Capital flight by high net worth individuals is a serious problem for many developing countries. Although the quantification of offshore wealth holdings and the associated overall revenue losses is difficult, they are generally considered to be sizable.
While not necessarily all capital relocations from developing economies are illegal and motivated by tax purposes, many offshore wealth holdings likely pursue the purpose to evade taxes. To strengthen the tax authorities’ capacity to uncover this type of evasion, NGOs and academics have called for more information sharing in tax matters across countries for some time, especially concerning the developing world.
As most tax information exchange agreements (TIEA) are bilateral in nature, the question is whether and to what extent developing countries will manage to strengthen their network of bilateral TIEAs in the future. From a theoretical perspective, it is a priori unclear if it is in the best interest of countries to exchange information in tax matters at all – as, by providing tax information, source countries deter tax-evading foreign investors and have to bear the administrative costs of information provision suggest that information sharing can be sustained in situations with repeated interaction where non-cooperative behavior today will be punished by non-cooperative behavior of the partner in the future. Empirical work confirms these considerations and stresses that bilateral information exchange between tax authorities is strongly reciprocal. Thus, even conditional on the existence of an information exchange agreement, countries tend to provide information when they get something back in return. If the flow of information becomes too asymmetric, information requests otherwise end up at the bottom of the pile.

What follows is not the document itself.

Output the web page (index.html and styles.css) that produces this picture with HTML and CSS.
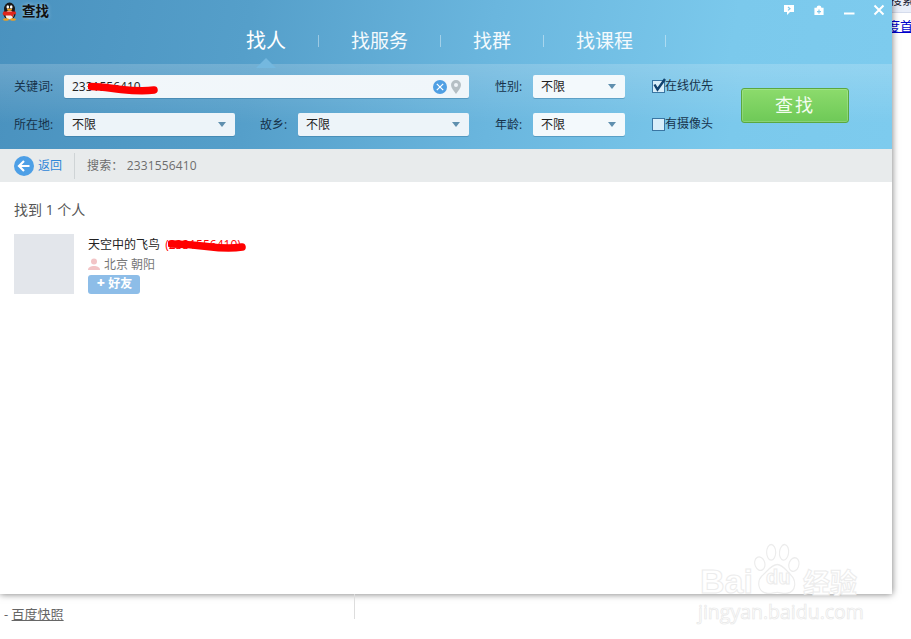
FILE: index.html
```html
<!DOCTYPE html>
<html lang="zh-CN">
<head>
<meta charset="utf-8">
<title>查找</title>
<link rel="stylesheet" href="styles.css">
</head>
<body>
<div class="backdrop-strip"><span class="cut-text">搜索</span></div>
<a class="backdrop-link">度首</a>

<main class="window">
  <header class="head">
    <div class="titlebar">
      <svg class="penguin" width="17" height="19" viewBox="0 0 17 19">
        <ellipse cx="8.5" cy="7" rx="5.5" ry="6.5" fill="#1a1a1a"/>
        <ellipse cx="8.5" cy="12" rx="6" ry="5.5" fill="#1a1a1a"/>
        <ellipse cx="8.5" cy="13" rx="4" ry="4.5" fill="#f4f1ea"/>
        <ellipse cx="6.8" cy="5" rx="1.3" ry="1.8" fill="#fff"/>
        <ellipse cx="10.2" cy="5" rx="1.3" ry="1.8" fill="#fff"/>
        <ellipse cx="8.5" cy="7.6" rx="2.6" ry="1.2" fill="#f0a020"/>
        <path d="M2.5 9.5h12l.5 2.5-3 .8v2.5l-2-1.8H3l-1.5-1.5z" fill="#e0261c"/>
        <ellipse cx="5" cy="17.5" rx="3" ry="1.3" fill="#f0a020"/>
        <ellipse cx="12" cy="17.5" rx="3" ry="1.3" fill="#f0a020"/>
      </svg>
      <h1 class="title">查找</h1>
      <div class="winctl">
        <svg width="12" height="11" viewBox="0 0 12 11"><path d="M1 0h10v7H7L4 10V7H1z" fill="#fff"/><path d="M5 2l2 1.7L5 5.4" fill="none" stroke="#7bc8ec" stroke-width="1.2"/></svg>
        <svg width="12" height="11" viewBox="0 0 12 12"><path d="M3.5 3V2.500a2.500 2 0 0 1 5 0V3H11v8H1V3z" fill="#fff"/><path d="M6 5v4.500M3.800 7.200h4.400" stroke="#7bc8ec" stroke-width="1.200"/></svg>
        <svg width="12" height="12" viewBox="0 0 12 12"><path d="M1 9.500h10.500" stroke="#fff" stroke-width="2"/></svg>
        <svg width="12" height="12" viewBox="0 0 12 12"><path d="M1.500 1.500l9 9M10.500 1.500l-9 9" stroke="#fff" stroke-width="2"/></svg>
      </div>
    </div>
    <nav class="tabs">
      <span class="tab tab-active">找人</span><i class="tab-sep"></i>
      <span class="tab">找服务</span><i class="tab-sep"></i>
      <span class="tab">找群</span><i class="tab-sep"></i>
      <span class="tab">找课程</span><i class="tab-sep"></i>
    </nav>
  </header>

  <section class="filters">
    <label class="flabel">关键词:</label>
    <div class="field keyword">
      <span class="kw-text">2331556410</span>
      <svg class="scribble-a" width="72" height="14" viewBox="0 0 72 14"><path d="M3 4.500c12 0 20 2 30 3s22 2 33 .5" fill="none" stroke="#f00" stroke-width="7.500" stroke-linecap="round"/></svg>
      <svg class="clear" width="14" height="14" viewBox="0 0 14 14"><circle cx="7" cy="7" r="7" fill="#4f9fe3"/><path d="M3.800 3.800l6.400 6.400M10.200 3.800l-6.400 6.400" stroke="#fff" stroke-width="1.200"/></svg>
      <svg width="10" height="14" viewBox="0 0 10 14"><path d="M5 0a5 5 0 0 1 5 5c0 3-3 6-5 9-2-3-5-6-5-9a5 5 0 0 1 5-5z" fill="#b5bfc4"/><circle cx="5" cy="5" r="2" fill="#eef4f8"/></svg>
    </div>
    <label class="flabel lbl-r">性别:</label>
    <div class="field select narrow">不限<i class="caret"></i></div>
    <label class="check"><i class="box box-on"><svg width="15" height="15" viewBox="0 0 15 15"><path d="M2.500 6.500l3 5L13 1" fill="none" stroke="#12426e" stroke-width="2.400"/></svg></i>在线优先</label>
    <button class="search-btn">查找</button>

    <label class="flabel">所在地:</label>
    <div class="field select">不限<i class="caret"></i></div>
    <label class="flabel lbl-mid">故乡:</label>
    <div class="field select">不限<i class="caret"></i></div>
    <label class="flabel lbl-r">年龄:</label>
    <div class="field select narrow">不限<i class="caret"></i></div>
    <label class="check"><i class="box"></i>有摄像头</label>
  </section>

  <div class="crumb">
    <svg width="20" height="20" viewBox="0 0 20 20"><circle cx="10" cy="10" r="10" fill="#4d9fe6"/><path d="M15.500 10H5.500M10 5l-5 5 5 5" fill="none" stroke="#fff" stroke-width="2.200"/></svg>
    <a class="back">返回</a>
    <i class="crumb-sep"></i>
    <span class="query">搜索： 2331556410</span>
  </div>

  <section class="results">
    <p class="count">找到 1 个人</p>
    <article class="person">
      <div class="avatar"></div>
      <div class="info">
        <div class="name">天空中的飞鸟 <span class="uin">(2331556410)<svg class="scribble-b" width="78" height="14" viewBox="0 0 78 14"><path d="M3 5c14 0 24 1 36 2.500s24 2.500 35 .5" fill="none" stroke="#f00" stroke-width="7.500" stroke-linecap="round"/></svg></span></div>
        <div class="place">
          <svg width="12" height="12" viewBox="0 0 12 12"><circle cx="6" cy="3.500" r="3" fill="#f2c4c6"/><path d="M0 12c0-3 3-4 6-4s6 1 6 4z" fill="#f2c4c6"/></svg>
          北京 朝阳
        </div>
        <button class="add"><b class="plus">+</b> 好友</button>
      </div>
    </article>
  </section>

  <div class="watermark">
    <div class="wm-top">
      <span class="wm-bai">Bai</span>
      <svg class="wm-paw" width="50" height="54" viewBox="0 0 66 62" preserveAspectRatio="none" fill="#fff" stroke="#ececec" stroke-width="1.500">
        <ellipse cx="24" cy="13" rx="6" ry="9"/><ellipse cx="41" cy="13" rx="6" ry="9" transform="rotate(8 41 13)"/>
        <ellipse cx="9" cy="26" rx="6.500" ry="8" transform="rotate(-25 9 26)"/><ellipse cx="54" cy="27" rx="6.500" ry="8" transform="rotate(25 54 27)"/>
        <path d="M32 27c7 0 12 7 18 12 7 6 8 19-5 21-5 .8-9-1-13-1s-9 2-14 1C6 58 5 46 12 40c7-5 12-13 20-13z"/>
      </svg>
      <span class="wm-du">du</span>
      <span class="wm-cn">经验</span>
    </div>
    <div class="wm-url">jingyan.baidu.com</div>
  </div>
</main>

<footer class="foot">
  <span class="dash">-</span> <a class="snapshot">百度快照</a>
  <i class="foot-rule"></i>
</footer>
</body>
</html>
```

FILE: styles.css
```css
* { box-sizing: border-box; }
html, body { margin: 0; padding: 0; }
body {
  width: 911px;
  height: 639px;
  overflow: hidden;
  position: relative;
  background: #fff;
  font: 12px/1.2 "Open Sans", "Noto Sans CJK SC", sans-serif;
  color: #333;
}
i { display: block; font-style: normal; }

.backdrop-strip {
  position: absolute; left: 892px; top: 0; width: 19px; height: 13px;
  background: #e9eef9; border-bottom: 1px solid #d5dcec; overflow: hidden;
  font-size: 12px; line-height: 1px; color: #223; white-space: nowrap;
}
.cut-text { margin-left: -2px; }
.backdrop-link {
  position: absolute; left: 887px; top: 18px;
  font-size: 13px; line-height: 16px; color: #00c; text-decoration: underline;
  white-space: nowrap;
}

.window {
  position: relative;
  width: 892px; height: 594px;
  background: #fff;
  box-shadow: 0 0 7px rgba(0, 0, 0, .55);
  display: flex; flex-direction: column;
}

.head {
  height: 64px;
  background: linear-gradient(100deg, #4a92bf 0%, #559fca 28%, #6ab6de 55%, #7bc9ec 82%, #7dcbee 100%);
}
.titlebar { height: 23px; display: flex; align-items: center; padding-left: 1px; }
.penguin { flex: none; }
.title {
  margin: 0 0 0 4px;
  font-size: 13.500px; font-weight: 700; color: #111;
  text-shadow: 0 0 4px rgba(255, 255, 255, .45);
}
.winctl { margin: -3px 7px 0 auto; display: flex; gap: 18px; align-items: center; }

.tabs { height: 41px; display: flex; align-items: center; gap: 32px; padding: 0 0 6px 246px; }
.tab { position: relative; font-size: 19px; line-height: 26px; color: #f4fafd; white-space: nowrap; }
.tab-active { font-size: 20px; color: #fff; }
.tab-active::after {
  content: ""; position: absolute; left: 10px; top: 30px;
  border: 10px solid transparent; border-top: 0; border-bottom-color: #74b8df;
}
.tab-sep { width: 1px; height: 12px; background: rgba(255, 255, 255, .4); }

.filters {
  height: 85px;
  padding: 11px 0 0 14px;
  display: grid;
  grid-template-columns: 50px 171px 63px 171px 64px 92px 116px 108px;
  grid-template-rows: 23px 23px;
  row-gap: 15px;
  align-items: center;
  background:
    linear-gradient(180deg, rgba(255, 255, 255, .18) 0, rgba(255, 255, 255, .1) 30%, rgba(255, 255, 255, 0) 70%),
    linear-gradient(100deg, #4a92bf 0%, #559fca 28%, #6ab6de 55%, #7bc9ec 82%, #7dcbee 100%);
}
.flabel { color: #16324a; padding-top: 2px; }
.lbl-mid { padding-left: 25px; }
.lbl-r { padding-left: 26px; }
.field {
  height: 23px; border-radius: 2px;
  padding-top: 2px;
  background: #edf4f9;
  box-shadow: 0 1px 0 rgba(40, 100, 140, .35);
  display: flex; align-items: center;
  color: #222;
}
.keyword { grid-column: span 3; position: relative; padding: 0 8px 0 8px; background: linear-gradient(90deg, #f2f7fa, #f0f6fa); gap: 4px; }
.kw-text { flex: 1; padding-top: 2px; }
.scribble-a { position: absolute; left: 24px; top: 7px; }
.select { padding: 2px 9px 0 8px; justify-content: space-between; }
.narrow { background: #f3f9fc; }
.caret { width: 0; height: 0; margin-top: -2px; border: 4px solid transparent; border-top: 5px solid #5f8fae; border-bottom: 0; }
.check { display: flex; align-items: center; padding-left: 27px; color: #16324a; white-space: nowrap; }
.box {
  position: relative; flex: none;
  width: 13px; height: 13px;
  border: 1px solid #3a76a3;
  background: #d8eefa;
}
.box svg { position: absolute; left: -1px; top: -3px; }
.search-btn {
  grid-column: 8; grid-row: 1 / span 2;
  height: 35px; width: 108px;
  padding: 1px 0 0; border: 1px solid #5aa83f; border-radius: 3px;
  background: linear-gradient(180deg, #8cdb6c, #6ec957);
  box-shadow: inset 0 0 0 1px rgba(255, 255, 255, .18);
  font: inherit; font-size: 18px; letter-spacing: 2px; color: #f4fdf0;
}

.crumb {
  height: 33px; flex: none;
  background: #e8ebec;
  display: flex; align-items: center;
  padding-left: 14px;
}
.back { margin-left: 4px; padding-top: 2px; color: #2f87d8; }
.crumb-sep { width: 1px; height: 26px; background: #cfd4d6; margin: 0 12px; }
.query { padding-top: 2px; color: #6d6d6d; letter-spacing: .15px; }

.results { padding: 0 14px; flex: 1; }
.count { margin: 19px 0 0; font-size: 14px; line-height: 17px; color: #555; }
.person { display: flex; margin-top: 16px; }
.avatar { width: 60px; height: 60px; background: #e3e6eb; }
.info { margin-left: 14px; display: flex; flex-direction: column; align-items: flex-start; }
.name { height: 20px; line-height: 22px; color: #222; white-space: nowrap; }
.uin { position: relative; margin-left: 2px; color: #f00; }
.scribble-b { position: absolute; left: 3px; top: 3px; }
.place { height: 21px; display: flex; align-items: center; gap: 4px; color: #777; padding-top: 1px; }
.place svg { margin-top: -2px; }
.add {
  width: 52px; height: 19px; margin: 0; padding: 0 0 0 1px;
  border: 0; border-radius: 3px;
  background: #8dbde8;
  font: inherit; font-weight: 600; color: #fff;
}
.plus { font-size: 14px; line-height: 12px; }

.watermark {
  position: absolute; left: 697px; top: 541px; width: 190px;
  color: #fff;
  -webkit-text-stroke: 1px #ececec;
}
.wm-top { position: relative; height: 59px; }
.wm-bai {
  position: absolute; left: 3px; top: 20px;
  font: 700 34px/40px "Liberation Sans", sans-serif;
}
.wm-paw { position: absolute; left: 56px; top: 0; }
.wm-du { position: absolute; left: 69px; top: 25px; font: 700 20px/22px "Liberation Sans", sans-serif; }
.wm-cn { position: absolute; left: 106px; top: 25px; font: 700 27px/32px "Noto Sans CJK SC", sans-serif; }
.wm-url {
  font: 400 19.500px/24px "Open Sans", sans-serif; white-space: nowrap; margin-left: 1px;
  -webkit-text-stroke: .7px #e8e8e8;
}

.foot { position: relative; height: 45px; padding: 12px 0 0 4px; font-size: 13px; color: #666; line-height: 17px; }
.snapshot { text-decoration: underline; }
.foot-rule { position: absolute; left: 354px; top: 0; width: 1px; height: 25px; background: #ddd; }
```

Following these considerations, many developing countries are unattractive partners for bilateral information exchange. The capital flow between them and countries in the developed world tends to be asymmetric, implying that most benefits accrue in the developing economy while the costs incur with the industrialized partner. Of course, even if it’s not in their best rational interest, the latter countries may want to engage in information sharing because they think it is “good” behavior, particularly towards economies in the developing world. Or they may benefit indirectly if the developing economy strengthens its tax revenue base enough that aid payments can be reduced. However, experience shows that politics are mainly driven by rational incentives. Moreover, indirect benefits, like reduced aid payments, are likely small and diminished by free-rider problems.
Most TIEAs moreover account for information sharing upon request only. Thus, even armed with TIEAs, developing countries may lack the expertise and means to make effective requests for information. New empirical research suggests that information sharing upon request furthermore hardly raises the perceived detection probability of tax evaders and is not effective in significantly lowering wealth holdings in tax havens. As promoted by many NGOs, this may call for more extensive use of automatic information exchange agreements. But automatic information exchange is far from being a magic bullet, too, as tax authorities in the developing world likely lack the capacity to make use of the huge amount of data passed on automatically (which already imposes a big challenge for sophisticated tax authorities in the industrialized world). In the absence of a common international tax payer number, it is for example already far from straightforward to merge the provided information to national tax data. Thus, more extensive use of automatic information exchange in the developing world can only be successful if it comes with increased capacity building in national tax authorities, potentially through technical support by industrialized countries.
But recent empirical research also highlights the likely limitations of automatic information exchange as mobile capital investors react to new TIEAs by relocating their funds to other (tax haven) locations which are not covered by information exchange agreements in their host country. In line with theoretical suggestions, this strongly calls for multilateral agreement and coordinated international action against tax haven economies.